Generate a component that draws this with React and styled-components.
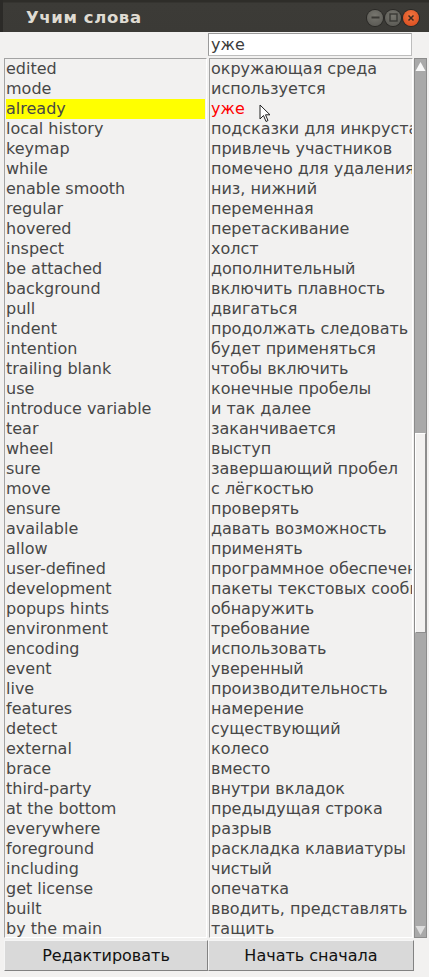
import styled, { createGlobalStyle } from "styled-components"

const GlobalStyle = createGlobalStyle`
	html, body {
		margin: 0;
		padding: 0;
		background: #f2f1f0;
	}
	#root {
		width: 429px;
		height: 977px;
	}
`

const leftWords = [
	"edited", "mode", "already", "local history", "keymap", "while", "enable smooth",
	"regular", "hovered", "inspect", "be attached", "background", "pull", "indent",
	"intention", "trailing blank", "use", "introduce variable", "tear", "wheel", "sure",
	"move", "ensure", "available", "allow", "user-defined", "development", "popups hints",
	"environment", "encoding", "event", "live", "features", "detect", "external", "brace",
	"third-party", "at the bottom", "everywhere", "foreground", "including", "get license",
	"built", "by the main",
]

const rightWords = [
	"окружающая среда", "используется", "уже", "подсказки для инкрустации",
	"привлечь участников", "помечено для удаления", "низ, нижний", "переменная",
	"перетаскивание", "холст", "дополнительный", "включить плавность", "двигаться",
	"продолжать следовать", "будет применяться", "чтобы включить", "конечные пробелы",
	"и так далее", "заканчивается", "выступ", "завершающий пробел", "с лёгкостью",
	"проверять", "давать возможность", "применять", "программное обеспечение",
	"пакеты текстовых сообщений", "обнаружить", "требование", "использовать", "уверенный",
	"производительность", "намерение", "существующий", "колесо", "вместо",
	"внутри вкладок", "предыдущая строка", "разрыв", "раскладка клавиатуры", "чистый",
	"опечатка", "вводить, представлять", "тащить",
]

const Window = styled.div`
	position: relative;
	width: 429px;
	height: 977px;
	background: #f2f1f0;
	font-family: "DejaVu Sans", sans-serif;
	overflow: hidden;
`

const TitleBar = styled.div`
	display: flex;
	align-items: center;
	justify-content: space-between;
	height: 32px;
	box-sizing: border-box;
	padding: 2px 10px 0 23px;
	background: linear-gradient(#2e2d29 0, #2e2d29 2px, #3c3b37 3px, #3b3a36 100%);
	border-left: 3px solid #2b2a27;
`

const Title = styled.div`
	color: #dfdbd2;
	font-family: "DejaVu Sans", sans-serif;
	font-weight: 700;
	font-size: 16.5px;
	letter-spacing: 0.6px;
`

const Controls = styled.div`
	display: flex;
	gap: 2px;
	margin-top: 1px;
`

const Ctl = styled.div`
	width: 16px;
	height: 16px;
	border-radius: 50%;
	display: flex;
	align-items: center;
	justify-content: center;
	background: ${p => (p.$close ? "radial-gradient(circle at 50% 35%, #f0753f, #d8471b)" : "radial-gradient(circle at 50% 35%, #77766f, #55544f)")};
	box-shadow: 0 0 0 1px #2a2926;
`

const Body = styled.div`
	display: flex;
	flex-direction: column;
	padding-left: 4px;
`

const SearchRow = styled.div`
	display: flex;
	height: 26px;
	padding: 1px 0 0 204px;
	box-sizing: border-box;
`

const SearchInput = styled.div`
	width: 204px;
	height: 23px;
	box-sizing: border-box;
	background: #ffffff;
	border: 1px solid #bdbdbd;
	border-top-color: #9a9a9a;
	border-left-color: #9a9a9a;
	font-size: 16px;
	line-height: 21px;
	padding-left: 2px;
	color: #3c3c3c;
`

const Lists = styled.div`
	display: flex;
	height: 880px;
`

const List = styled.div`
	width: ${p => p.$w}px;
	margin-right: ${p => p.$gap}px;
	box-sizing: border-box;
	border: 1px solid #a3a3a3;
	border-right-color: #ffffff;
	border-bottom-color: #ffffff;
	padding: 0 1px;
	overflow: hidden;
`

const Row = styled.div`
	height: 20px;
	line-height: 20px;
	font-size: 16px;
	white-space: nowrap;
	color: ${p => (p.$red ? "#ff0000" : "#474747")};
	background: ${p => (p.$hl ? "#ffff00" : "transparent")};
`

const Scrollbar = styled.div`
	position: relative;
	width: 13px;
	background: #a9a9a9;
	border: 1px solid #8c8c8c;
	box-sizing: border-box;
	display: flex;
	flex-direction: column;
	justify-content: space-between;
`

const Arrow = styled.div`
	height: 14px;
	display: flex;
	align-items: center;
	justify-content: center;
`

const Thumb = styled.div`
	position: absolute;
	left: 0;
	right: 0;
	top: 374px;
	height: 198px;
	background: #f2f1f0;
	border: 1px solid #8e8e8e;
	border-left-color: #ffffff;
	border-top-color: #ffffff;
`

const Buttons = styled.div`
	display: flex;
	margin-top: 2px;
`

const Button = styled.div`
	width: ${p => p.$w}px;
	height: 31px;
	box-sizing: border-box;
	background: #d9d9d9;
	border: 1px solid #828282;
	border-top-color: #f5f5f5;
	border-left-color: #f5f5f5;
	display: flex;
	align-items: center;
	justify-content: center;
	font-size: 16px;
	color: #111111;
	padding-bottom: 1px;
`

const Pointer = styled.svg`
	position: absolute;
	left: 259px;
	top: 104px;
`

export default function App() {
	return (
		<Window>
			<GlobalStyle />
			<TitleBar>
				<Title>Учим слова</Title>
				<Controls>
					<Ctl>
						<svg width="9" height="9" viewBox="0 0 9 9"><rect x="0.5" y="3.5" width="8" height="2" fill="#3a3935" /></svg>
					</Ctl>
					<Ctl>
						<svg width="9" height="9" viewBox="0 0 9 9"><rect x="1" y="1" width="7" height="7" fill="none" stroke="#3a3935" strokeWidth="1.4" /></svg>
					</Ctl>
					<Ctl $close>
						<svg width="8" height="8" viewBox="0 0 8 8"><path d="M1.5 1.5 L6.5 6.5 M6.5 1.5 L1.5 6.5" stroke="#3a2a22" strokeWidth="1.5" /></svg>
					</Ctl>
				</Controls>
			</TitleBar>
			<Body>
				<SearchRow>
					<SearchInput>уже</SearchInput>
				</SearchRow>
				<Lists>
					<List $w={203} $gap={2}>
						{leftWords.map((w, i) => (
							<Row key={i} $hl={w === "already"}>{w}</Row>
						))}
					</List>
					<List $w={204} $gap={1}>
						{rightWords.map((w, i) => (
							<Row key={i} $red={w === "уже"}>{w}</Row>
						))}
					</List>
					<Scrollbar>
						<Arrow>
							<svg width="11" height="11" viewBox="0 0 11 11"><path d="M5.5 1 L10.5 10 L0.5 10 Z" fill="#f7f7f7" /></svg>
						</Arrow>
						<Thumb />
						<Arrow>
							<svg width="11" height="11" viewBox="0 0 11 11"><path d="M0.5 1 L10.5 1 L5.5 10 Z" fill="#dcdcdc" /></svg>
						</Arrow>
					</Scrollbar>
				</Lists>
				<Buttons>
					<Button $w={204}>Редактировать</Button>
					<Button $w={206}>Начать сначала</Button>
				</Buttons>
			</Body>
			<Pointer width="12" height="19" viewBox="0 0 12 19">
				<path d="M1 1 L1 15 L4.5 11.5 L7 17.5 L9 16.5 L6.5 10.8 L11 10.8 Z" fill="#ffffff" stroke="#222" strokeWidth="1" strokeLinejoin="round" />
			</Pointer>
		</Window>
	)
}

* _Challenge_
Say how many lines of the data hold the string "components". Reply with the number alone.

* _Expected answer_
2